O deputado estadual Sinésio Campos (PT) esteve em Silves no final de semana. Como presidente da Comissão de Geodiversidade, Recursos Hídricos, Minas, Gás, Energia e Saneamento da Assembleia Legislativa do Amazonas (ALE-AM), ele participaria da audiência pública, o que acabou não acontecendo e gerando grande confusão.
"Decidimos ir até a associação para conversar. Queríamos saber por qual motivo eles não queriam a audiência pública, que serviria exatamente para conversar e debater o assunto. Eu estava com o chefe do Ministério Público, o procurador-geral de Justiça Alberto Nascimento Júnior. Fomos muito mal recebidos por duas mulheres que se apresentaram como integrantes da entidade. Uma delas chegou a dizer que o grupo precisaria de uma ordem judicial para entrar. Mas sabemos que estão a serviço de grupos americanos", relatou Sinésio.
O deputado ainda afirma que chegou a convidar os representantes da associação para uma conversa de cortesia em seu gabinete na busca de um consenso.

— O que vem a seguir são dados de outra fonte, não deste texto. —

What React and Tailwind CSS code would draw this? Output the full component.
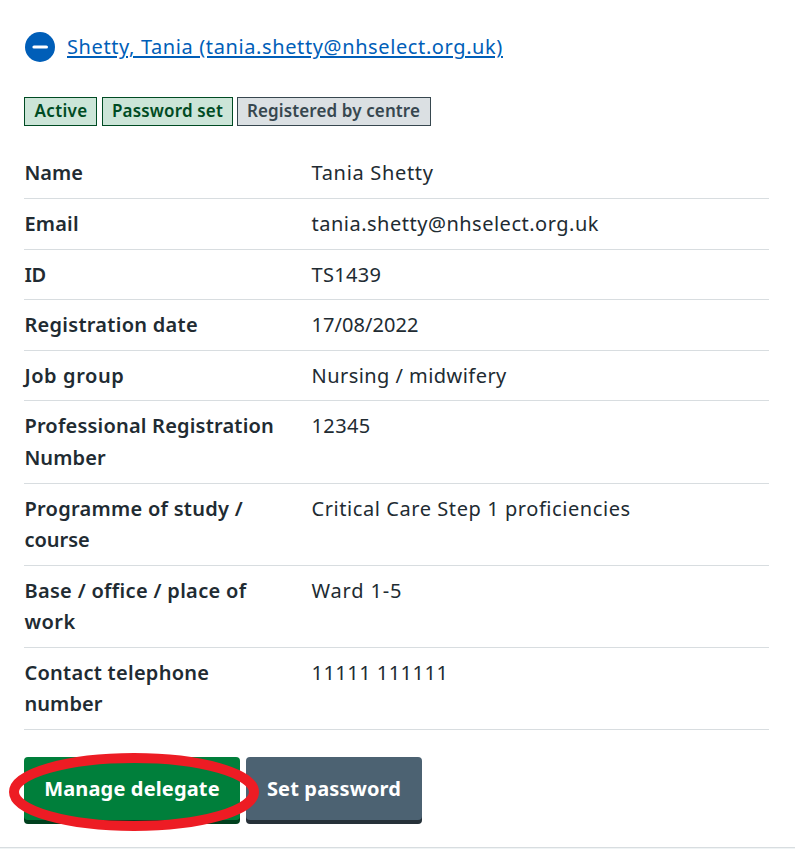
const rows = [
  { label: [["Name", "tracking-[0px]"]], value: "Tania Shetty", height: "h-[51px]", spacing: "tracking-[0.4px]", valueSpacing: "tracking-[0.68px]" },
  { label: [["Email", "tracking-[0.2px]"]], value: "tania.shetty@nhselect.org.uk", height: "h-[51px]", valueSpacing: "tracking-[0.5px]" },
  { label: [["ID", "tracking-[-0.4px]"]], value: "TS1439", height: "h-[50px]", valueSpacing: "tracking-[0.3px]" },
  { label: [["Registration date", "tracking-[0.28px]"]], value: "17/08/2022", height: "h-[51px]", valueSpacing: "tracking-[0.05px]" },
  { label: [["Job group", "tracking-[0.6px]"]], value: "Nursing / midwifery", height: "h-[50px]", valueSpacing: "tracking-[0.45px]" },
  { label: [["Professional Registration", "tracking-[0.2px]"], ["Number", "tracking-[0.1px]"]], value: "12345", height: "h-[83px] leading-[31.8px]", valueSpacing: "tracking-[0.4px]" },
  { label: [["Programme of study /", "tracking-[0.28px]"], ["course", "tracking-[0px]"]], value: "Critical Care Step 1 proficiencies", height: "h-[82px]", valueSpacing: "tracking-[0.57px]" },
  { label: [["Base / office / place of", "tracking-[0.32px]"], ["work", "tracking-[0.5px]"]], value: "Ward 1-5", height: "h-[82px]", valueSpacing: "tracking-[0.85px]" },
  { label: [["Contact telephone", "tracking-[0.27px]"], ["number", "tracking-[0.1px]"]], value: "11111 111111", height: "h-[82px]", valueSpacing: "tracking-[0.48px]" },
];

export default function App() {
  return (
    <main className="h-[849px] w-[795px] overflow-hidden bg-[#f0f4f5] font-['Noto_Sans',sans-serif] text-[20px] text-[#212b32]">
      <div className="flex h-[848px] flex-col border-b border-[#d8dde0] bg-white px-6 pt-8">
        <a href="#" className="flex h-[30px] items-center text-[#005eb8]">
          <svg viewBox="0 0 30 30" className="ml-[1px] size-[30px] shrink-0">
            <circle cx="15" cy="15" r="15" fill="#005eb8" />
            <path d="M9 15h12.4" stroke="#fff" strokeWidth="3.2" strokeLinecap="round" />
          </svg>
          <span className="ml-3 whitespace-nowrap tracking-[0.61px] underline decoration-2 underline-offset-[2px]">
            Shetty, Tania (tania.shetty@nhselect.org.uk)
          </span>
        </a>

        <div className="mt-[35px] flex h-[29px] text-[17px] font-semibold leading-[25px] whitespace-nowrap">
          <strong className="w-[73px] border border-[#004b23] bg-[#cce5d8] pl-[9.5px] font-semibold tracking-[0.35px] text-[#004b23]">Active</strong>
          <strong className="ml-[5px] w-[131px] border border-[#004b23] bg-[#cce5d8] pl-[9px] font-semibold tracking-[0.16px] text-[#004b23]">Password set</strong>
          <strong className="ml-1 w-[194px] border border-[#37474f] bg-[#dbe0e3] pl-[9px] font-semibold tracking-[0.11px] text-[#37474f]">Registered by centre</strong>
        </div>

        <dl className="mt-[22px] w-[745px]">
          {rows.map((row) => (
            <div key={row.value} className={`flex border-b border-[#d8dde0] pt-[9px] whitespace-nowrap leading-[31.3px] ${row.height}`}>
              <dt className="w-[287.5px] pl-[0.4px] font-semibold">
                {row.label.map(([line, spacing]) => (
                  <span key={line} className={`block ${spacing}`}>{line}</span>
                ))}
              </dt>
              <dd className={row.valueSpacing}>{row.value}</dd>
            </div>
          ))}
        </dl>

        <div className="relative mt-[27px] flex gap-[6px] font-bold leading-[63px] whitespace-nowrap text-white">
          <button className="h-[63px] w-[216px] rounded-[4px] bg-[#007f3b] tracking-[0.15px] shadow-[0_4px_0_#00401e]">Manage delegate</button>
          <button className="h-[63px] w-[176px] rounded-[4px] bg-[#4c6272] tracking-[0.15px] shadow-[0_4px_0_#263139]">Set password</button>
          <svg viewBox="0 0 250 78" className="pointer-events-none absolute -top-1 -left-[15px] h-[78px] w-[250px]">
            <ellipse cx="125" cy="39" rx="120" ry="34" fill="none" stroke="#ed1c24" strokeWidth="10" />
          </svg>
        </div>
      </div>
    </main>
  );
}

A reunião foi marcada para a terça-feira passada, 23/05. Ninguém da associação apareceu.
Enquanto isso, Jonas Mura, que também assina a Ação Civil Pública (ACP) responsável por barrar a audiência pública, reconhece "que tudo o que quer é uma compensação financeira".
Jonas Mura foi aliado do coordenador do Distrito Sanitário Especial Indígena em Manaus (Dsei Manaus), enfermeiro Januário Neto, nomeado pelo ex-presidente Jair Bolsonaro e denunciado por favorecimento em contratações de aluguel de carros e compra de combustível para o Distrito, fraudes em processos seletivos, dentre outras.
Consultada sobre os pedidos de compensação financeira feitas por Jonas Mura, a empresa Eneva informou, assim como o Instituto Socioambiental (ISA), que a Fundação Nacional dos Povos Indígenas (Funai) também já atestou não reconhecer qualquer área do povo mura no município de Silves ou nas proximidades.
O endereço fornecido por Jonas Mura na ação impetrada na Justiça é de uma comunidade que fica localizada há mais de 10 quilômetros do local onde a Eneva está instalada.